**Task to carry out**
Look through the lines below and state how many hold the word "styles". Write only the number.
___ Supplied material ___
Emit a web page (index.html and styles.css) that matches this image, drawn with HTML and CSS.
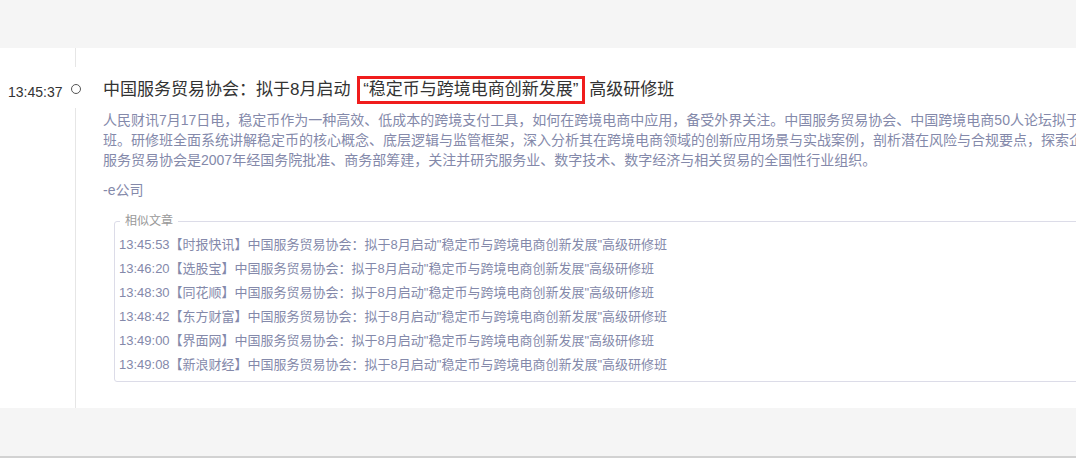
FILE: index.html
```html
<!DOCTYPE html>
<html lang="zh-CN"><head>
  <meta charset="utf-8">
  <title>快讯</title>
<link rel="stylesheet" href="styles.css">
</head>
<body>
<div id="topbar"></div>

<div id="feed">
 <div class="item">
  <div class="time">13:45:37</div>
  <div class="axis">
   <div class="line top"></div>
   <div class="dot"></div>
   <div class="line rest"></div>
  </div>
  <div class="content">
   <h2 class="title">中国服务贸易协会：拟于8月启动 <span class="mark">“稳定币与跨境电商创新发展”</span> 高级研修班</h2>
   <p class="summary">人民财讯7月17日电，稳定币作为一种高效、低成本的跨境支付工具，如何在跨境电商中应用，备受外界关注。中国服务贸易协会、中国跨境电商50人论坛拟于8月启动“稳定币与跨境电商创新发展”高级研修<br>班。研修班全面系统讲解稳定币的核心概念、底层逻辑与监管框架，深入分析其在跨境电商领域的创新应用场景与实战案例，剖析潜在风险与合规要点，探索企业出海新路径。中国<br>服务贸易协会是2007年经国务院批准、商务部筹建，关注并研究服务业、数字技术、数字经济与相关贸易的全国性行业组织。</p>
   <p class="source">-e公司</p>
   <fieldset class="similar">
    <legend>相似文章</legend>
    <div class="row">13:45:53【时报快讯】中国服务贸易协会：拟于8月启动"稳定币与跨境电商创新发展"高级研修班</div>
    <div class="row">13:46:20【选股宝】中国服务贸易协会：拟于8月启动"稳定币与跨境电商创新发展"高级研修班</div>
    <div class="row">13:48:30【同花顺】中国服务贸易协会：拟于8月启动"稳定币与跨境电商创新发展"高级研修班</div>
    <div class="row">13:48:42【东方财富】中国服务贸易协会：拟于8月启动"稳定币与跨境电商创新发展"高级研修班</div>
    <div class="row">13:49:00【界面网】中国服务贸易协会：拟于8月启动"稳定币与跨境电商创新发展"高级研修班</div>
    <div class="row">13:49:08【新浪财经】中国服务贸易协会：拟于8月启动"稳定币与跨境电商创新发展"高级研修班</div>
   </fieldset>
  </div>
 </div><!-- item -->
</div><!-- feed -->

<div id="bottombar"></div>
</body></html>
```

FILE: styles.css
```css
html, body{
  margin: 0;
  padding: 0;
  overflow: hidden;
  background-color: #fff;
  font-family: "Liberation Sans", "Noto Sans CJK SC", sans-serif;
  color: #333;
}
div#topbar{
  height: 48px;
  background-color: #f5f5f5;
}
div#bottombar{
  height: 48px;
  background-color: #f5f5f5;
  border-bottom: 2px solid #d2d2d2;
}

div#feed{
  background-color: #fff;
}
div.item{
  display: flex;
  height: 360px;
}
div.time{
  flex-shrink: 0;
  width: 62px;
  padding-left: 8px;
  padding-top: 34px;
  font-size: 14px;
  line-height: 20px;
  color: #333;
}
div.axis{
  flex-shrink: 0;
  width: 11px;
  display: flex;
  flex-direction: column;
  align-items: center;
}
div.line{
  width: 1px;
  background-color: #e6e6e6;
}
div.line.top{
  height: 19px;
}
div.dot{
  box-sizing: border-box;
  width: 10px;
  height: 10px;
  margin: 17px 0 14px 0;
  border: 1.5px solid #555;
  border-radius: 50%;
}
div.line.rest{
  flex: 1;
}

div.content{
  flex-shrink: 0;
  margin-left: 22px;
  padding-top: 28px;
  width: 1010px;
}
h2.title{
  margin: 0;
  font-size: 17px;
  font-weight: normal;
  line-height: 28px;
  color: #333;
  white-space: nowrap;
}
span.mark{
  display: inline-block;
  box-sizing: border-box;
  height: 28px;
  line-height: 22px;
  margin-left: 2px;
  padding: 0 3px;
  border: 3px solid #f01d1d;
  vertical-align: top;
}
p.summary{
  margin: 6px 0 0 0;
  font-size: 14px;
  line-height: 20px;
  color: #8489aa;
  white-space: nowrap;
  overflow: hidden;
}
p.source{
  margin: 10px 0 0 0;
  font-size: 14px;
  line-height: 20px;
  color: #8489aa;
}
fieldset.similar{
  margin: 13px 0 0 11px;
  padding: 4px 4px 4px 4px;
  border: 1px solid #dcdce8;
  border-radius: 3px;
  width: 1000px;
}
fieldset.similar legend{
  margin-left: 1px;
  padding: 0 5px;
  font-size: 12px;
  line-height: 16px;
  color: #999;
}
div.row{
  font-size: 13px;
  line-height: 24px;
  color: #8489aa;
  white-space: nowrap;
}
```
___
**Problem solution**
3